Adaptive load balancing: includes balance-tlb plus receive load balancing (rlb) for IPV4 traffic, and does not require any special switch support. The receive load balancing is achieved by ARP negotiation. The bonding driver intercepts the ARP Replies sent by the local system on their way out and overwrites the source hardware address with the unique hardware address of one of the slaves in the bond such that different peers use different hardware addresses for the server.
Receive traffic from connections created by the server is also balanced. When the local system sends an ARP Request the bonding driver copies and saves the peer's IP information from the ARP packet. When the ARP Reply arrives from the peer, its hardware address is retrieved and the bonding driver initiates an ARP reply to this peer assigning it to one of the slaves in the bond. A problematic outcome of using ARP negotiation for balancing is that each time that an ARP request is broadcast it uses the hardware address of the bond. Hence, peers learn the hardware address of the bond and the balancing of receive traffic collapses to the current slave. This is handled by sending updates (ARP Replies) to all the peers with their individually assigned hardware address such that the traffic is redistributed. Receive traffic is also redistributed when a new slave is added to the bond and when an inactive slave is re-activated. The receive load is distributed sequentially (round robin) among the group of highest speed slaves in the bond.
When a link is reconnected or a new slave joins the bond the receive traffic is redistributed among all active slaves in the bond by initiating ARP Replies with the selected MAC address to each of the clients. The updelay parameter must be set to a value equal or greater than the switch's forwarding delay so that the ARP Replies sent to the peers will not be blocked by the switch.
Prerequisites:
1. Ethtool support in the base drivers for retrieving the speed of each slave.
2. Base driver support for setting the hardware address of a device while it is open.
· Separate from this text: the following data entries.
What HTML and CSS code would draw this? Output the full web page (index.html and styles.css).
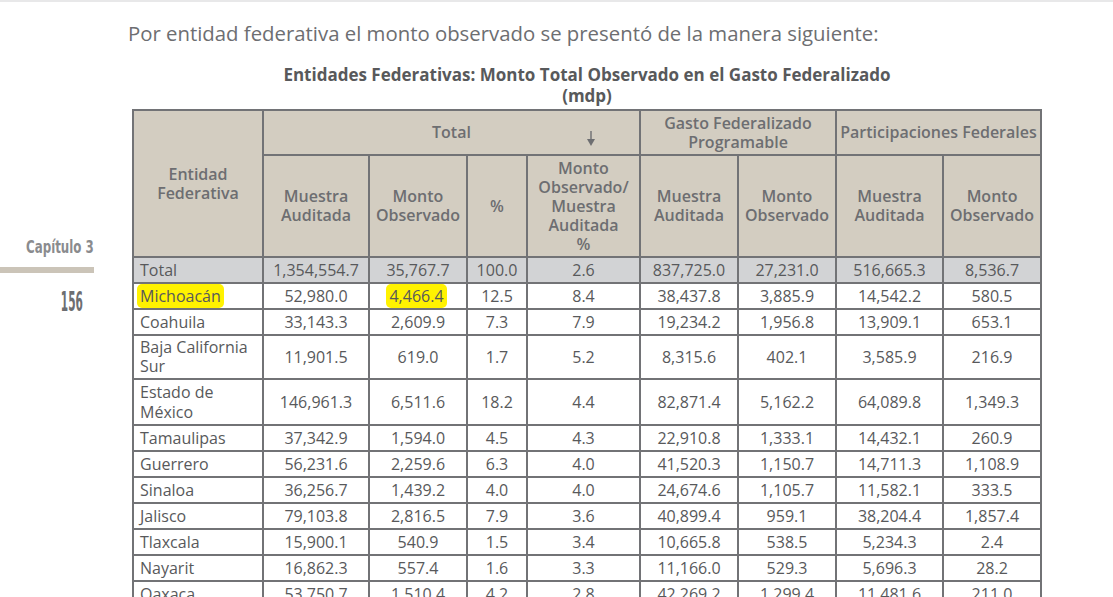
FILE: index.html
```html
<!DOCTYPE html>
<html lang="es">
<head>
<meta charset="utf-8">
<title>Monto Total Observado en el Gasto Federalizado</title>
<link rel="stylesheet" href="styles.css">
</head>
<body>
<div class="page">
  <aside class="side">
    <div class="chapter">Capítulo 3</div>
    <div class="bar"></div>
    <div class="pagenum">156</div>
  </aside>
  <main class="main">
    <p class="intro">Por entidad federativa el monto observado se presentó de la manera siguiente:</p>
    <h2 class="title">Entidades Federativas: Monto Total Observado en el Gasto Federalizado<br>(mdp)</h2>
    <table class="data">
      <colgroup>
        <col class="c1"><col class="c2"><col class="c3"><col class="c4"><col class="c5">
        <col class="c6"><col class="c7"><col class="c8"><col class="c9">
      </colgroup>
      <thead>
        <tr class="h1">
          <th rowspan="2">Entidad<br>Federativa</th>
          <th colspan="4" class="total-head">Total
            <svg class="arrow" width="10" height="16" viewBox="0 0 10 16"><line x1="5" y1="0" x2="5" y2="9" stroke="#6d6e71" stroke-width="1.4"/><polygon points="1,8 9,8 5,15" fill="#6d6e71"/></svg>
          </th>
          <th colspan="2">Gasto Federalizado<br>Programable</th>
          <th colspan="2">Participaciones Federales</th>
        </tr>
        <tr class="h2">
          <th>Muestra<br>Auditada</th>
          <th>Monto<br>Observado</th>
          <th>%</th>
          <th>Monto<br>Observado/<br>Muestra<br>Auditada<br>%</th>
          <th>Muestra<br>Auditada</th>
          <th>Monto<br>Observado</th>
          <th>Muestra<br>Auditada</th>
          <th>Monto<br>Observado</th>
        </tr>
      </thead>
      <tbody>
        <tr class="total"><td>Total</td><td>1,354,554.7</td><td>35,767.7</td><td>100.0</td><td>2.6</td><td>837,725.0</td><td>27,231.0</td><td>516,665.3</td><td>8,536.7</td></tr>
        <tr><td><span class="hl">Michoacán</span></td><td>52,980.0</td><td><span class="hl">4,466.4</span></td><td>12.5</td><td>8.4</td><td>38,437.8</td><td>3,885.9</td><td>14,542.2</td><td>580.5</td></tr>
        <tr><td>Coahuila</td><td>33,143.3</td><td>2,609.9</td><td>7.3</td><td>7.9</td><td>19,234.2</td><td>1,956.8</td><td>13,909.1</td><td>653.1</td></tr>
        <tr class="tight"><td>Baja California<br>Sur</td><td>11,901.5</td><td>619.0</td><td>1.7</td><td>5.2</td><td>8,315.6</td><td>402.1</td><td>3,585.9</td><td>216.9</td></tr>
        <tr><td>Estado de<br>México</td><td>146,961.3</td><td>6,511.6</td><td>18.2</td><td>4.4</td><td>82,871.4</td><td>5,162.2</td><td>64,089.8</td><td>1,349.3</td></tr>
        <tr><td>Tamaulipas</td><td>37,342.9</td><td>1,594.0</td><td>4.5</td><td>4.3</td><td>22,910.8</td><td>1,333.1</td><td>14,432.1</td><td>260.9</td></tr>
        <tr><td>Guerrero</td><td>56,231.6</td><td>2,259.6</td><td>6.3</td><td>4.0</td><td>41,520.3</td><td>1,150.7</td><td>14,711.3</td><td>1,108.9</td></tr>
        <tr><td>Sinaloa</td><td>36,256.7</td><td>1,439.2</td><td>4.0</td><td>4.0</td><td>24,674.6</td><td>1,105.7</td><td>11,582.1</td><td>333.5</td></tr>
        <tr><td>Jalisco</td><td>79,103.8</td><td>2,816.5</td><td>7.9</td><td>3.6</td><td>40,899.4</td><td>959.1</td><td>38,204.4</td><td>1,857.4</td></tr>
        <tr><td>Tlaxcala</td><td>15,900.1</td><td>540.9</td><td>1.5</td><td>3.4</td><td>10,665.8</td><td>538.5</td><td>5,234.3</td><td>2.4</td></tr>
        <tr><td>Nayarit</td><td>16,862.3</td><td>557.4</td><td>1.6</td><td>3.3</td><td>11,166.0</td><td>529.3</td><td>5,696.3</td><td>28.2</td></tr>
        <tr><td>Oaxaca</td><td>53,750.7</td><td>1,510.4</td><td>4.2</td><td>2.8</td><td>42,269.2</td><td>1,299.4</td><td>11,481.6</td><td>211.0</td></tr>
      </tbody>
    </table>
  </main>
</div>
</body>
</html>
```

FILE: styles.css
```css
html, body {
  margin: 0;
  padding: 0;
  background: #ffffff;
}
body {
  border-top: 2px solid #e8e8e9;
  font-family: "Open Sans", "Noto Sans", sans-serif;
  color: #58595b;
  overflow: hidden;
  height: 595px;
}
.page {
  display: flex;
  align-items: flex-start;
}
.side {
  width: 94px;
  flex: none;
  padding-top: 234px;
  display: flex;
  flex-direction: column;
  align-items: flex-end;
}
.chapter {
  font-family: "DejaVu Sans Condensed", "DejaVu Sans", sans-serif;
  font-weight: 700;
  font-size: 18px;
  line-height: 22px;
  color: #8a8b8e;
  white-space: nowrap;
  transform: scaleX(0.73);
  transform-origin: right center;
}
.bar {
  width: 94px;
  height: 6px;
  margin-top: 9px;
  background: #cbc4b8;
}
.pagenum {
  margin-top: 15px;
  margin-right: 11px;
  font-family: "DejaVu Sans Condensed", "DejaVu Sans", sans-serif;
  font-weight: 700;
  font-size: 26px;
  line-height: 28px;
  color: #6d6e71;
  transform: scaleX(0.45);
  transform-origin: right center;
}
.main {
  margin-left: 34px;
  flex: none;
}
.intro {
  margin: 17px 0 0 0;
  font-size: 20.35px;
  line-height: 28px;
  color: #6d6e71;
  font-stretch: 90%;
  white-space: nowrap;
}
.title {
  margin: 17px 0 0 0;
  width: 918px;
  text-align: center;
  font-size: 17px;
  line-height: 21px;
  font-weight: 700;
  color: #58595b;
  font-stretch: 90%;
}
.data {
  margin: 3px 0 0 4px;
  border-collapse: collapse;
  table-layout: fixed;
  width: 910px;
  font-size: 16px;
  font-stretch: 88%;
}
.c1 { width: 130px; }
.c2 { width: 106px; }
.c3 { width: 98px; }
.c4 { width: 60px; }
.c5 { width: 113px; }
.c6 { width: 98px; }
.c7 { width: 98px; }
.c8 { width: 107px; }
.c9 { width: 98px; }
.data th, .data td {
  border: 2px solid #727376;
}
.data th {
  background: #d3cdc1;
  color: #6d6e71;
  font-weight: 600;
  line-height: 19px;
  padding: 0 2px;
  text-align: center;
  vertical-align: middle;
}
.h1 { height: 45px; }
.h2 { height: 102px; }
.total-head {
  position: relative;
}
.arrow {
  position: absolute;
  left: 322px;
  top: 20px;
}
.data td {
  padding: 2px 6px;
  line-height: 20px;
  text-align: center;
  white-space: nowrap;
}
.data .tight td {
  line-height: 19px;
}
.data td:first-child {
  text-align: left;
}
.total td {
  background: #d2d3d5;
}
.hl {
  background: #fff200;
  border-radius: 5px;
  padding: 1px 3px;
  margin-left: -3px;
}
```
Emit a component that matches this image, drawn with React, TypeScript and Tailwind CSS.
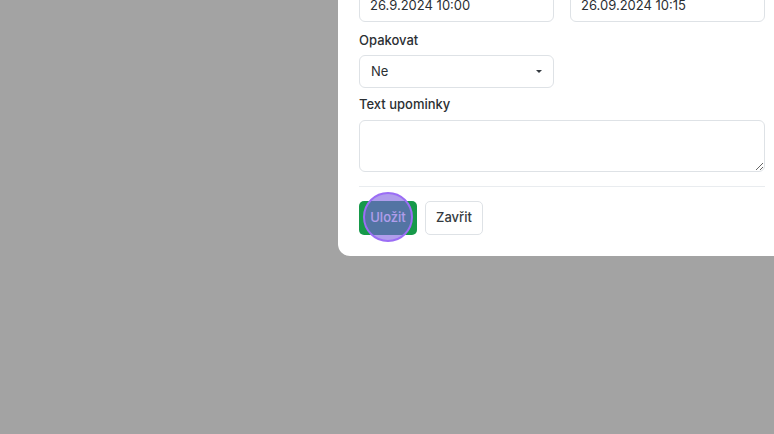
import React from "react";

export default function App() {
  return (
    <div className="w-[774px] h-[434px] overflow-hidden bg-[#a3a3a3] pl-[338px]" style={{ fontFamily: "Inter, 'Noto Sans', sans-serif" }}>
      <div className="relative w-[460px] -mt-[30px] bg-white rounded-bl-[12px] pt-[20px] pl-[21px] pb-[21px] text-[#2b2f33]">
        <div className="w-[406px]">
          <div className="grid grid-cols-2 gap-[16px]">
            <div className="h-[32px] border border-[#dee2e6] rounded-[6px] px-[10px] flex items-center text-[13px]">26.9.2024 10:00</div>
            <div className="h-[32px] border border-[#dee2e6] rounded-[6px] px-[10px] flex items-center text-[13px]">26.09.2024 10:15</div>
          </div>
          <div className="mt-[8px] mb-[5px] text-[13px] leading-[20px] font-medium">Opakovat</div>
          <div className="w-[195px] h-[33px] border border-[#dee2e6] rounded-[6px] pl-[11px] pr-[10px] flex items-center justify-between text-[13px]">
            <span>Ne</span>
            <svg width="8" height="5" viewBox="0 0 8 5"><path d="M1 1 L4 4 L7 1 Z" fill="#343a40" /></svg>
          </div>
          <div className="mt-[6px] mb-[6px] text-[13px] leading-[20px] font-medium">Text upominky</div>
          <textarea className="block w-full h-[52px] border border-[#dee2e6] rounded-[6px] resize-y outline-none" />
          <div className="mt-[14px] border-t border-[#e9ecef]" />
          <div className="mt-[14px] flex gap-[8px]">
            <div className="relative">
              <button className="h-[34px] w-[58px] rounded-[5px] bg-[#17994a] text-white text-[13px] font-medium">Uložit</button>
              <div className="absolute left-[4px] top-[-9px] w-[50px] h-[50px] rounded-full bg-[#7c5ce0]/60 border-[2px] border-[#9b6df5]" />
            </div>
            <button className="h-[34px] w-[58px] rounded-[5px] border border-[#dee2e6] bg-white text-[#343a40] text-[13px] font-medium">Zavřit</button>
          </div>
        </div>
      </div>
    </div>
  );
}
This is required so that there will always be one slave in the team using the bond hardware address (the curr_active_slave) while having a unique hardware address for each slave in the bond. If the curr_active_slave fails its hardware address is swapped with the new curr_active_slave that was chosen.
To configure one or multiple bonding channels setup the ifcfg-bond<N> and ifcfg-eth<N> files as if there were only one bonding channel.
Sets up /etc/modprobe.conf. If the two bonding channels have the same bonding option, such as bonding mode, monitoring frequency, etc, add the max_bonds option. For example:
alias bond0 bonding
alias bond1 bonding
options bonding max_bonds=2 mode=balance-rr miimon=100
If the two bonding channels have different bonding options (for example, one is using round-robin mode and one is using active-backup mode), the bonding modules have to load twice with different options. For example, in/etc/modprobe.conf:
install bond0 /sbin/modprobe --ignore-install bonding -o bonding0 mode=0
miimon=100 primary=eth0
install bond1 /sbin/modprobe --ignore-install bonding -o bonding1 mode=1
miimon=50 primary=eth2
If you have more bonding channels, add one install bondN --ignore-install bonding -o bondingN options line per bonding channels.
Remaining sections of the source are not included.